Just don’t try to catch it. The goal is to force some explosive tension into your muscles, not to break your nose.

4. Pull-Up Bar

You can purchase a readymade pull-up bar that locks into your doorframe, either as a permanent fixture that is screwed and bolted into place, or a temporary one that locks in but can be easily removed.

Pull-ups, just like push-ups and sit-ups, are often ignored by beginners in favor of fixed weight exercises. But an effective workout is built on compound exercises and maximum tension—it’s not the result of using the most expensive machine in the gym. So don’t dismiss pull-ups entirely and find a way to work them into your split.

Simply by changing the positioning of your hands, opting for close grips, wide grips, palms facing and palms away, you can activate all major muscles in your upper body. It’s not an easy exercise to perform if you’re carrying around extra weight and/or have yet to strengthen your upper body, but it’s worth putting in the effort to get to a point where you can perform several sets at different positions without issue.

3. Resistance Bands

Elasticated bands are cheap, but they make for a great addition to a warm-up, a bodyweight exercise and even a cardio session.
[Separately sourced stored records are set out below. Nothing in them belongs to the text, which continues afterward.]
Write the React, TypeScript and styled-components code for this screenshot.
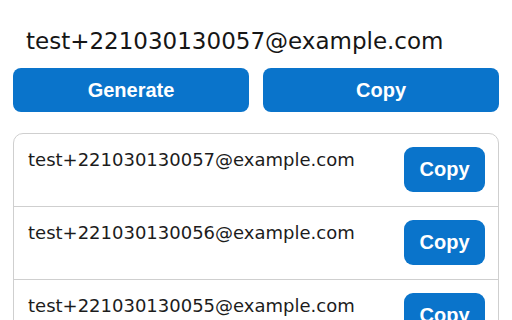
import React from "react";
import styled, { createGlobalStyle } from "styled-components";

const GlobalStyle = createGlobalStyle`
  html, body {
    margin: 0;
    padding: 0;
    background: #ffffff;
    overflow: hidden;
  }
  * { box-sizing: border-box; }
`;

const Page = styled.div`
  width: 512px;
  padding: 26px 13px 13px;
  display: flex;
  flex-direction: column;
  font-family: "DejaVu Sans", "Liberation Sans", sans-serif;
`;

const Title = styled.div`
  padding-left: 13px;
  font-size: 23px;
  line-height: 30px;
  color: #161616;
  white-space: nowrap;
`;

const ButtonRow = styled.div`
  margin-top: 12px;
  display: grid;
  grid-template-columns: 1fr 1fr;
  gap: 14px;
`;

const BlueButton = styled.button<{ $compact?: boolean }>`
  border: none;
  margin: 0;
  padding: 0;
  background: #0a74cb;
  color: #ffffff;
  font-family: "Liberation Sans", Arial, sans-serif;
  font-weight: 700;
  font-size: 20px;
  border-radius: ${(p) => (p.$compact ? "9px" : "8px")};
  height: ${(p) => (p.$compact ? "45px" : "44px")};
  width: ${(p) => (p.$compact ? "81px" : "auto")};
  flex-shrink: 0;
  cursor: pointer;
`;

const List = styled.div`
  margin-top: 21px;
  border: 1px solid #cfcfcf;
  border-radius: 10px;
  display: flex;
  flex-direction: column;
`;

const Row = styled.div`
  display: flex;
  justify-content: space-between;
  align-items: flex-start;
  padding: 13px 13px 14px 14px;
  border-top: 1px solid #cfcfcf;
  &:first-child {
    border-top: none;
  }
`;

const RowText = styled.div`
  font-size: 18px;
  line-height: 26px;
  color: #1c1c1c;
  white-space: nowrap;
`;

const emails = [
  "test+221030130057@example.com",
  "test+221030130056@example.com",
  "test+221030130055@example.com",
];

export default function App() {
  return (
    <>
      <GlobalStyle />
      <Page>
        <Title>test+221030130057@example.com</Title>
        <ButtonRow>
          <BlueButton>Generate</BlueButton>
          <BlueButton>Copy</BlueButton>
        </ButtonRow>
        <List>
          {emails.map((e) => (
            <Row key={e}>
              <RowText>{e}</RowText>
              <BlueButton $compact>Copy</BlueButton>
            </Row>
          ))}
        </List>
      </Page>
    </>
  );
}
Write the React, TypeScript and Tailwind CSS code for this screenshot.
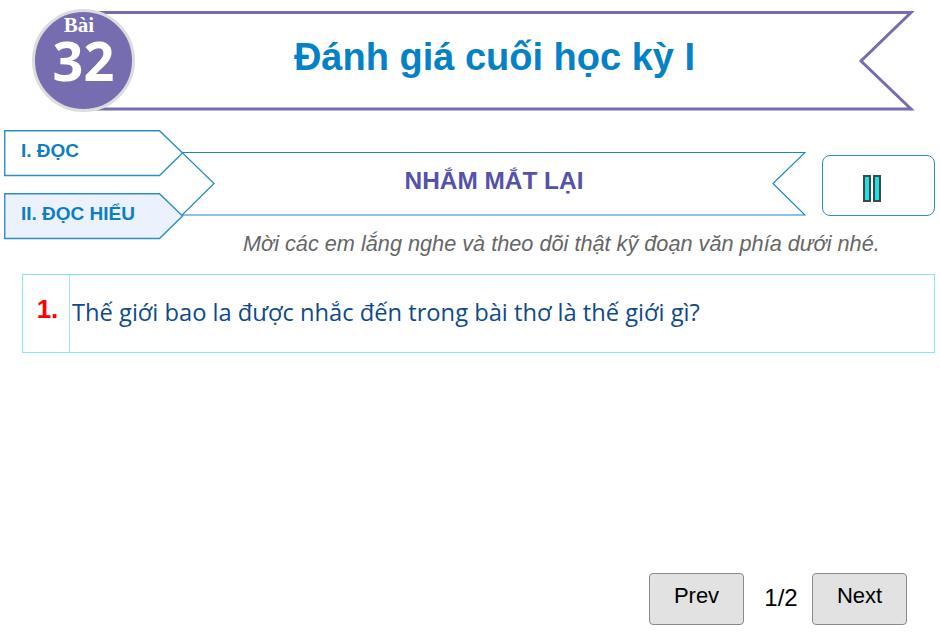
import React from 'react';

const SANS = 'font-["Liberation_Sans",Arial,sans-serif]';

const Tab: React.FC<{ label: string; active?: boolean }> = ({ label, active }) => (
    <div className="relative w-[180px] h-[47px] flex items-center pl-[17px]">
        <svg className="absolute inset-0" width="180" height="47" viewBox="0 0 180 47">
            <path d="M0.75 0.75 H155.5 L178.5 23 L155.5 45.5 H0.75 Z" fill={active ? '#ecf2fd' : '#ffffff'} stroke="#2b8fc4" strokeWidth="1.4" />
        </svg>
        <span className="relative text-[19px] leading-none font-bold text-[#0b7fc1] -mt-[6px]">{label}</span>
    </div>
);

const PagerButton: React.FC<{ label: string }> = ({ label }) => (
    <button className="w-[95px] h-[52px] pb-[8px] bg-[#e2e2e2] border border-[#8a8a8a] rounded-[4px] text-[22px] text-black">{label}</button>
);

export default function App() {
    return (
        <div className={`w-[940px] h-[635px] bg-white overflow-hidden flex flex-col ${SANS}`}>
            {/* lesson header */}
            <div className="flex pt-[9px] pl-[32px] h-[130px] shrink-0">
                <div className="relative z-10 w-[103px] h-[103px] shrink-0 rounded-full bg-[#756db0] border-[3px] border-[#dcdcdc] flex flex-col items-center text-white font-bold">
                    <span className='font-["Liberation_Serif",serif] text-[21px] leading-[22px] mt-[2px] -ml-[9px]'>Bài</span>
                    <span className='font-["Open_Sans",sans-serif] text-[54px] leading-[40px] mt-[4px]'>32</span>
                </div>
                <div className="relative -ml-[40px] w-[825px] h-[100px] mt-[2px] flex items-center justify-center">
                    <svg className="absolute inset-0" width="825" height="100" viewBox="0 0 825 100">
                        <path d="M0 1.5 H816 L766 50 L816 98 H0" fill="#ffffff" stroke="#756db0" strokeWidth="3" />
                    </svg>
                    <h1 className="relative text-[38px] leading-none font-bold text-[#0581c5] -mt-[8px] ml-[-26px]">Đánh giá cuối học kỳ I</h1>
                </div>
            </div>

            {/* reading section */}
            <div className="flex pl-[4px]">
                <div className="relative z-10 flex flex-col gap-[16px] w-[180px] shrink-0">
                    <Tab label="I. ĐỌC" />
                    <Tab label="II. ĐỌC HIỂU" active />
                </div>
                <div className="relative w-[624px] h-[64px] mt-[22px] -ml-[2px] flex items-center justify-center shrink-0">
                    <svg className="absolute inset-0" width="624" height="64" viewBox="0 0 624 64">
                        <path d="M0 0.5 H623 L591 31.5 L623 63 H0 M0 0.5 L32 31.5 L0 63" fill="none" stroke="#1a87c2" strokeWidth="1.2" />
                    </svg>
                    <h2 className="relative text-[24.4px] leading-none font-bold text-[#5452aa] -mt-[6px]">NHẮM MẮT LẠI</h2>
                </div>
                <button className="w-[113px] h-[61px] mt-[25px] ml-[16px] shrink-0 rounded-[8px] border-[1.5px] border-[#2b8fc4] flex items-center justify-center gap-[2px] pt-[6px] pr-[13px]">
                    <span className="w-[8px] h-[27px] bg-[#1fe0e0] border-[2.5px] border-[#3a4a4c]" />
                    <span className="w-[8px] h-[27px] bg-[#1fe0e0] border-[2.5px] border-[#3a4a4c]" />
                </button>
            </div>

            <p className="pl-[243px] mt-[-8px] text-[21.7px] leading-[24px] italic text-[#666666] h-[42px]">Mời các em lắng nghe và theo dõi thật kỹ đoạn văn phía dưới nhé.</p>

            {/* question */}
            <div className="ml-[22px] w-[913px] h-[79px] flex border-[1.5px] border-[#86e6fc] shrink-0">
                <div className="w-[47px] shrink-0 border-r-[1.5px] border-[#9eeafc] flex justify-center pt-[19px] pl-[3px]">
                    <span className="text-[26px] leading-[30px] font-bold text-[#ff0000]">1.</span>
                </div>
                <p className='pl-[2px] pt-[21px] font-["Open_Sans",sans-serif] text-[23.7px] leading-[32px] text-[#0e4a8a]'>Thế giới bao la được nhắc đến trong bài thơ là thế giới gì?</p>
            </div>

            {/* pager */}
            <div className="mt-auto mb-[10px] mr-[33px] flex justify-end items-center">
                <PagerButton label="Prev" />
                <span className="w-[68px] pl-[6px] text-center text-[24px] text-black -mt-[2px]">1/2</span>
                <PagerButton label="Next" />
            </div>
        </div>
    );
}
They work by providing that extra bit of resistance, which means your muscles are put under even more tension, forcing them to work harder and ensuring they breakdown and rebuild faster and bigger as a result.

You don’t need a full set of fancy bands. A simple piece of stretch tubing with handles on either side will suffice. It can be used to hook around door frames and even pull-up bars, allowing you to perform exercises that would otherwise be out of reach for home gym enthusiasts, including certain upper body presses, raises and extensions.

2. A Bench

A bench that can be placed at different inclines and declines is an essential piece of equipment for weight lifters. If you have the room and budget for a power rack to stand above it then even better, but the bench is the most important thing. It doesn’t need to have a barbell rack, it doesn’t need to have leg extenders. These are useful extras, but if your budget won’t allow for them then you can live without.
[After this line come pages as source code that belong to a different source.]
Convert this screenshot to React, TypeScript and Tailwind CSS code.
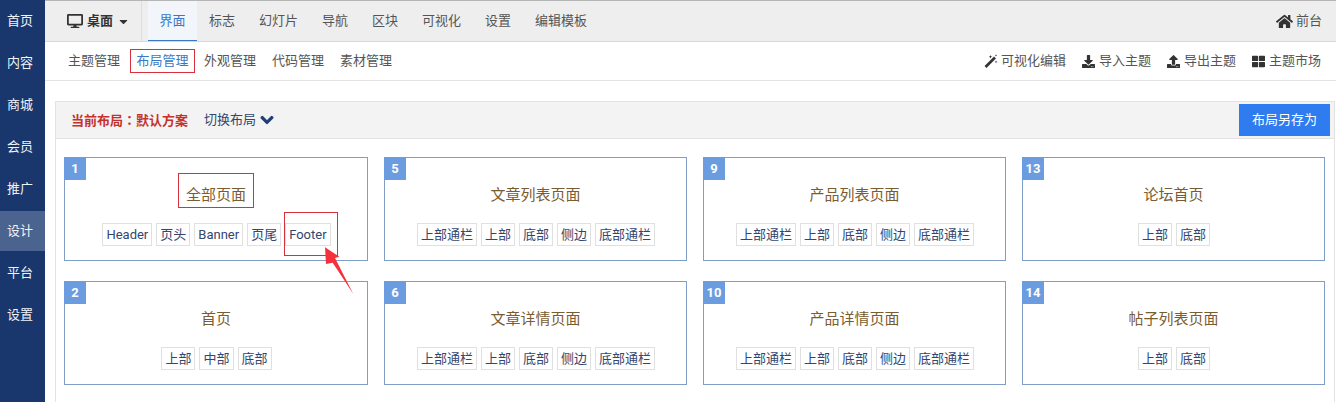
import { FaDesktop, FaCaretDown, FaHome, FaDownload, FaUpload, FaThLarge, FaChevronDown } from "react-icons/fa";

const side = ["首页", "内容", "商城", "会员", "推广", "设计", "平台", "设置"];
const top = ["标志", "幻灯片", "导航", "区块", "可视化", "设置", "编辑模板"];
const five = ["上部通栏", "上部", "底部", "侧边", "底部通栏"];
const two = ["上部", "底部"];
const cards = [
  { n: 1, t: "全部页面", tags: ["Header", "页头", "Banner", "页尾", "Footer"] },
  { n: 5, t: "文章列表页面", tags: five },
  { n: 9, t: "产品列表页面", tags: five },
  { n: 13, t: "论坛首页", tags: two },
  { n: 2, t: "首页", tags: ["上部", "中部", "底部"] },
  { n: 6, t: "文章详情页面", tags: five },
  { n: 10, t: "产品详情页面", tags: five },
  { n: 14, t: "帖子列表页面", tags: two },
];

function Wand() {
  return (
    <svg width="14" height="14" viewBox="0 0 14 14" className="text-[#333]">
      <path d="M1.5 13 L11 3.5" stroke="currentColor" strokeWidth="2.6" />
      <path d="M6.5 1 l.5 1.2 1.2.5 -1.2.5 -.5 1.2 -.5 -1.2 -1.2 -.5 1.2 -.5z M12 6.5 l.4 1 1 .4 -1 .4 -.4 1 -.4 -1 -1 -.4 1 -.4z M12 .3 l.3 .8 .8 .3 -.8 .3 -.3 .8 -.3 -.8 -.8 -.3 .8 -.3z" fill="currentColor" />
    </svg>
  );
}

function Card({ n, t, tags }: { n: number; t: string; tags: string[] }) {
  return (
    <div className={`relative h-[104px] border border-[#7f9fc6] bg-white flex flex-col items-center ${n === 1 ? "z-10" : ""}`}>
      <span className="absolute -left-px -top-px w-[22px] h-[23px] bg-[#6c9ce0] text-white text-[13px] font-bold flex items-center justify-center">{n}</span>
      <div className="mt-[27px] h-[20px] leading-[20px] text-[15px] text-[#7b5c30]">{t}</div>
      <div className="mt-[18px] ml-[1px] flex gap-[4px]">
        {tags.map((x, i) => (
          <span key={i} className="h-[23px] px-[3px] border border-[#e0e0e0] text-[13px] leading-[21px] text-[#34466e]">{x}</span>
        ))}
      </div>
      {n === 1 && (
        <>
          <span className="absolute left-[113px] top-[15px] w-[76px] h-[35px] border border-[#d9303e]" />
          <span className="absolute left-[219px] top-[54px] w-[54px] h-[44px] border border-[#d9303e]" />
          <svg className="absolute left-[258px] top-[88px]" width="36" height="52" viewBox="0 0 36 52">
            <path d="M2 1.3 L16.3 10.7 L12 12 L30.3 48 L9.7 16.7 L3 18 Z" fill="#f5323c" />
          </svg>
        </>
      )}
    </div>
  );
}

export default function App() {
  return (
    <div className="w-[1336px] h-[402px] overflow-hidden flex bg-white text-[13px] font-[family-name:Roboto,'Noto_Sans_CJK_SC',sans-serif]">
      <aside className="w-[45px] shrink-0 bg-[#19376d] flex flex-col text-[#f0f3f8] text-[13px]">
        {side.map((s) => (
          <div key={s} className={`shrink-0 flex items-center justify-center pr-[5px] ${s === "设计" ? "bg-[#4a648f] h-[40px] my-[1px]" : "h-[42px]"}`}>{s}</div>
        ))}
      </aside>
      <main className="flex-1 min-w-0 flex flex-col">
        <header className="h-[42px] shrink-0 bg-[#eeeeee] border-t border-t-[#b5b5b5] border-b border-b-[#d8d8d8] flex items-center text-[#555]">
          <div className="w-[97px] h-full pl-[22px] flex items-center gap-[4px] text-[#333] font-bold border-r border-r-[#dddddd]">
            <FaDesktop className="text-[16px]" />
            <span className="text-[13px]">桌面</span>
            <FaCaretDown className="text-[13px]" />
          </div>
          <div className="ml-[6px] w-[49px] h-full flex items-center justify-center bg-[#f2f6fb] text-[#3b78c4] border-b border-b-[#3b78c4]">界面</div>
          <div className="flex gap-[24px] pl-[12px]">
            {top.map((t) => <span key={t}>{t}</span>)}
          </div>
          <div className="ml-auto pr-[14px] flex items-center gap-[3px] text-[#555]">
            <FaHome className="text-[17px] text-[#333]" />
            <span>前台</span>
          </div>
        </header>
        <nav className="h-[39px] shrink-0 border-b border-b-[#e3e3e3] flex items-center text-[#555] pl-[23px] pr-[15px]">
          <span>主题管理</span>
          <span className="ml-[10px] w-[65px] h-[24px] border border-[#d9303e] text-[#3b78c4] flex items-center justify-center">布局管理</span>
          <span className="ml-[9px]">外观管理</span>
          <span className="ml-[16px]">代码管理</span>
          <span className="ml-[16px]">素材管理</span>
          <div className="ml-auto flex items-center gap-[16px]">
            <span className="flex items-center gap-[3px]"><Wand />可视化编辑</span>
            <span className="flex items-center gap-[4px]"><FaDownload className="text-[13px] text-[#333]" />导入主题</span>
            <span className="flex items-center gap-[4px]"><FaUpload className="text-[13px] text-[#333]" />导出主题</span>
            <span className="flex items-center gap-[4px]"><FaThLarge className="text-[13px] text-[#333]" />主题市场</span>
          </div>
        </nav>
        <section className="mt-[20px] ml-[10px] mr-px flex-1 border border-[#e3e3e3] border-b-0">
          <div className="h-[37px] bg-[#f3f3f3] border-b border-b-[#e3e3e3] flex items-center pl-[15px] pr-[4px]">
            <b className="text-[#c5322c] text-[13px]">当前布局<span className="font-[family-name:'Noto_Sans_CJK_TC']">：</span>默认方案</b>
            <span className="ml-[16px] text-[#34466e] flex items-center gap-[4px]">切换布局<FaChevronDown className="text-[14px] text-[#1f3f78] stroke-[40px]" /></span>
            <span className="ml-auto w-[91px] h-[32px] bg-[#2f7cf0] text-white flex items-center justify-center">布局另存为</span>
          </div>
          <div className="grid grid-cols-[304px_303px_303px_303px] gap-x-[16px] gap-y-[20px] pl-[8px] pt-[18px]">
            {cards.map((c) => <Card key={c.n} {...c} />)}
          </div>
        </section>
      </main>
    </div>
  );
}
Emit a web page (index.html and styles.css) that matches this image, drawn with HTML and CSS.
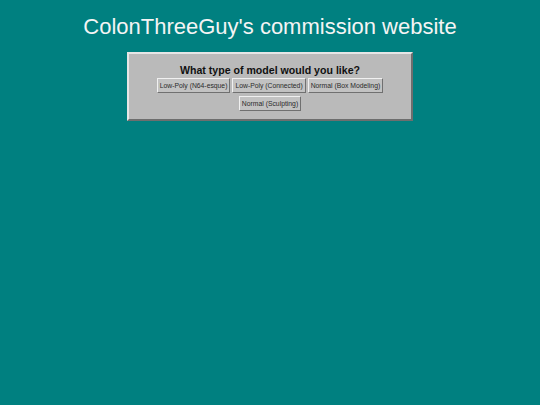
FILE: index.html
```html
<!DOCTYPE html>
<html>
<head>
<meta charset="utf-8">
<link rel="stylesheet" href="styles.css">
</head>
<body>
<h1 class="title">ColonThreeGuy's commission website</h1>
<div class="panel">
  <h2 class="question">What type of model would you like?</h2>
  <div class="choices">
    <button class="choice">Low-Poly (N64-esque)</button>
    <button class="choice">Low-Poly (Connected)</button>
    <button class="choice">Normal (Box Modeling)</button>
    <button class="choice">Normal (Sculpting)</button>
  </div>
</div>
</body>
</html>
```
FILE: styles.css
```css
html, body {
  margin: 0;
  padding: 0;
  background: #008080;
  font-family: "Comic Sans MS", "Liberation Sans", sans-serif;
}
.title {
  margin: 0;
  padding-top: 13px;
  height: 40px;
  box-sizing: border-box;
  text-align: center;
  color: #f4f4f4;
  font-weight: normal;
  font-size: 22px;
  line-height: 28px;
}
.panel {
  width: 286px;
  box-sizing: border-box;
  margin: 12px auto 0;
  background: #bababa;
  border: 2px solid;
  border-color: #e6e6e6 #6e6e6e #6e6e6e #e6e6e6;
  padding: 9px 4px 8px;
  height: 69px;
}
.question {
  margin: 0;
  text-align: center;
  font-size: 10.6px;
  line-height: 14px;
  font-weight: bold;
  color: #111;
}
.choices {
  display: flex;
  flex-wrap: wrap;
  justify-content: center;
  gap: 3px 2px;
  margin-top: 1px;
}
.choice {
  font-family: "Comic Sans MS", "Liberation Sans", sans-serif;
  font-size: 6.8px;
  height: 15px;
  padding: 0 2px;
  background: #c2c2c2;
  color: #2a2a2a;
  border: 1px solid;
  border-color: #f0f0f0 #707070 #707070 #f0f0f0;
}
```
You can pickup a basic workout bench for under $20 if you buy secondhand and it will serve as the basis for countless dumbbell and bodyweight exercises. The different angles provided by the incline and decline will help to target key muscles during compound exercises, allowing you to switch-up those bench presses, flys and other key exercises.

  1. Dumbbells ($50 to $400)

Whether you’re looking to add muscle or lose weight, a set of dumbbells is essential. They can be used to complete a wide range of exercises, all of which can be scaled up or down by adding and removing weights. A complete set of dumbbells shouldn’t cost you more than $100, but you can scale up to make life easier for yourself.
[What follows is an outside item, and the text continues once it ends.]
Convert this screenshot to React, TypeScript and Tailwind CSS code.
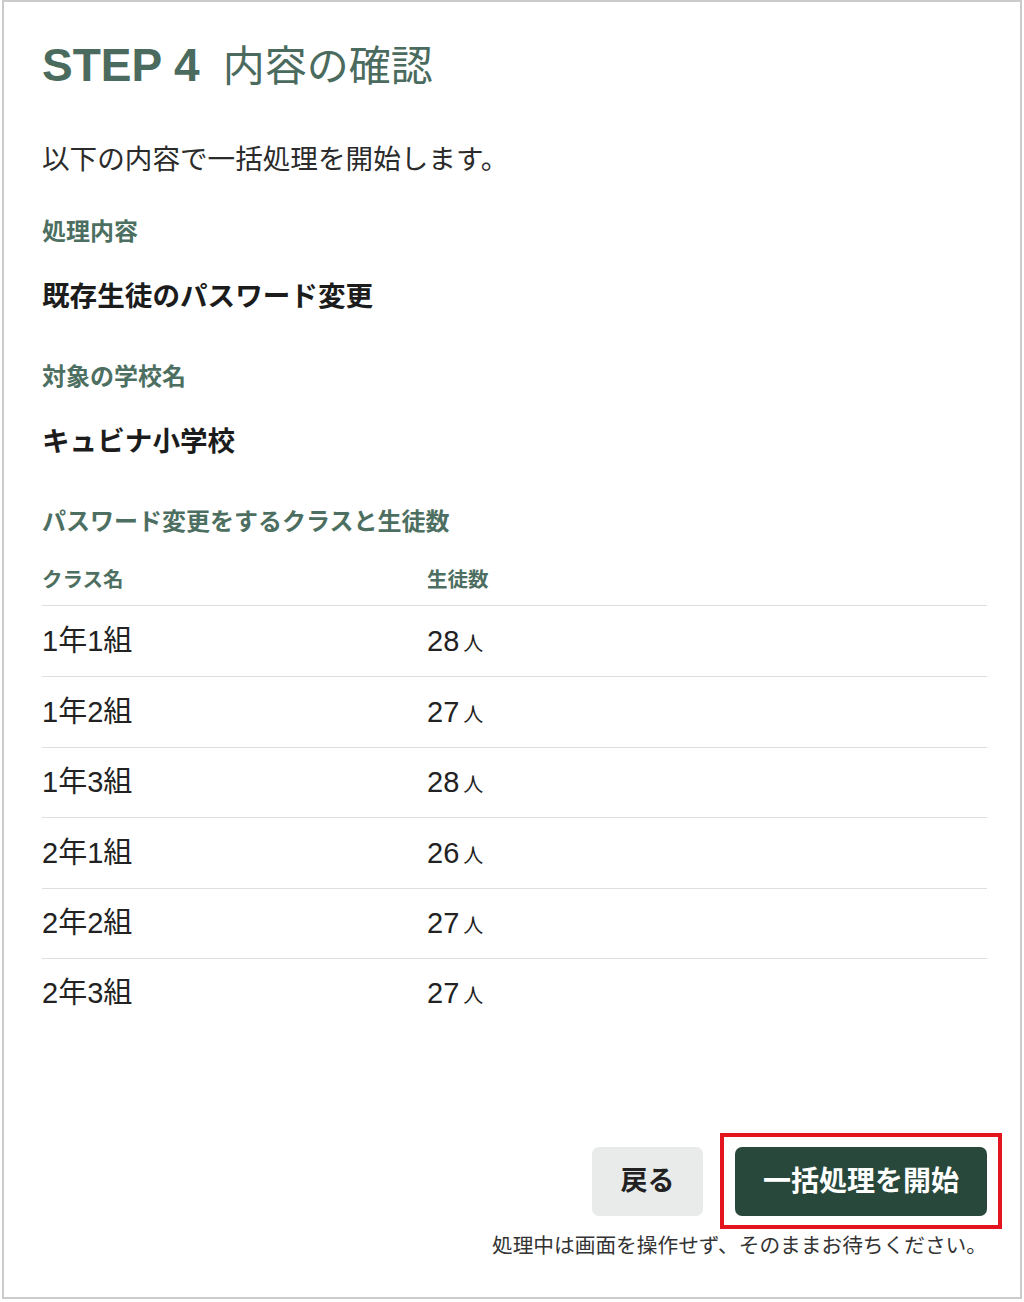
import React from 'react';

type ClassRow = { name: string; count: number };

const classes: ClassRow[] = [
  { name: '1年1組', count: 28 },
  { name: '1年2組', count: 27 },
  { name: '1年3組', count: 28 },
  { name: '2年1組', count: 26 },
  { name: '2年2組', count: 27 },
  { name: '2年3組', count: 27 },
];

const font = "font-['Liberation_Sans','Noto_Sans_CJK_JP',sans-serif]";

function Label({ children, className = '' }: { children: React.ReactNode; className?: string }) {
  return <p className={`text-[24px] leading-[32px] font-bold text-[#4d6f61] ${className}`}>{children}</p>;
}

function Value({ children }: { children: React.ReactNode }) {
  return <p className="mt-[29px] text-[27.6px] leading-[40px] font-bold text-[#1c1c1c]">{children}</p>;
}

export default function App() {
  return (
    <div className={`h-[1302px] w-[1024px] bg-white pl-[2px] pr-[2px] pb-[3px] ${font}`}>
      <div className="flex h-full flex-col border-2 border-[#cbcbcb] pl-[38px] pr-[33px] pt-[35px] pb-[37px]">
        <h1 className="flex items-baseline leading-[56px] text-[#4a6b5d]">
          <span className="text-[46px] font-bold">STEP 4</span>
          <span className="ml-[23px] text-[42px] font-normal">内容の確認</span>
        </h1>

        <p className="mt-[45px] text-[27.6px] leading-[40px] text-[#2b2b2b]">以下の内容で一括処理を開始します。</p>

        <Label className="mt-[36px]">処理内容</Label>
        <Value>既存生徒のパスワード変更</Value>

        <Label className="mt-[44px]">対象の学校名</Label>
        <Value>キュビナ小学校</Value>

        <Label className="mt-[44px]">パスワード変更をするクラスと生徒数</Label>

        <div className="mt-[28px]">
          <div className="grid grid-cols-[385px_1fr] border-b border-[#dedede] pb-[11px] text-[20.5px] leading-[28px] font-bold text-[#4d6f61]">
            <span>クラス名</span>
            <span>生徒数</span>
          </div>
          {classes.map((c, i) => (
            <div
              key={c.name}
              className={`grid h-[70.4px] grid-cols-[385px_1fr] items-center pt-[1px] text-[29px] text-[#222] ${i > 0 ? 'border-t border-[#dedede]' : ''}`}
            >
              <span>{c.name}</span>
              <span>
                {c.count}
                <span className="ml-[4px] text-[20px]">人</span>
              </span>
            </div>
          ))}
        </div>

        <div className="mt-auto">
          <div className="flex justify-end gap-[32px]">
            <button className="h-[69px] w-[111px] rounded-[7px] bg-[#e9ebea] text-[27px] font-bold text-[#222]">戻る</button>
            <div className="relative">
              <span className="pointer-events-none absolute -top-[14px] -right-[15px] -bottom-[13px] -left-[15px] border-[4px] border-[#e3141d]" />
              <button className="h-[69px] w-[252px] rounded-[7px] bg-[#27483b] text-[28px] font-bold text-white">一括処理を開始</button>
            </div>
          </div>
          <p className="mt-[16px] text-right text-[20.7px] leading-[28px] text-[#333]">処理中は画面を操作せず、そのままお待ちください。</p>
        </div>
      </div>
    </div>
  );
}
If you’re on a budget or have limited space then avoid fixed-weight dumbbells. A complete set will cost you a small fortune and your home gym likely won’t be big enough to store them all. Instead, opt for adjustable dumbbells that allow you to add and remove plates or, if you have the budget for it, a set of selectorized dumbbells, such as those made by Bodymax and Powerblock. 

These high-tech dumbbells will cost you upwards of $400 but are more convenient and easier to store.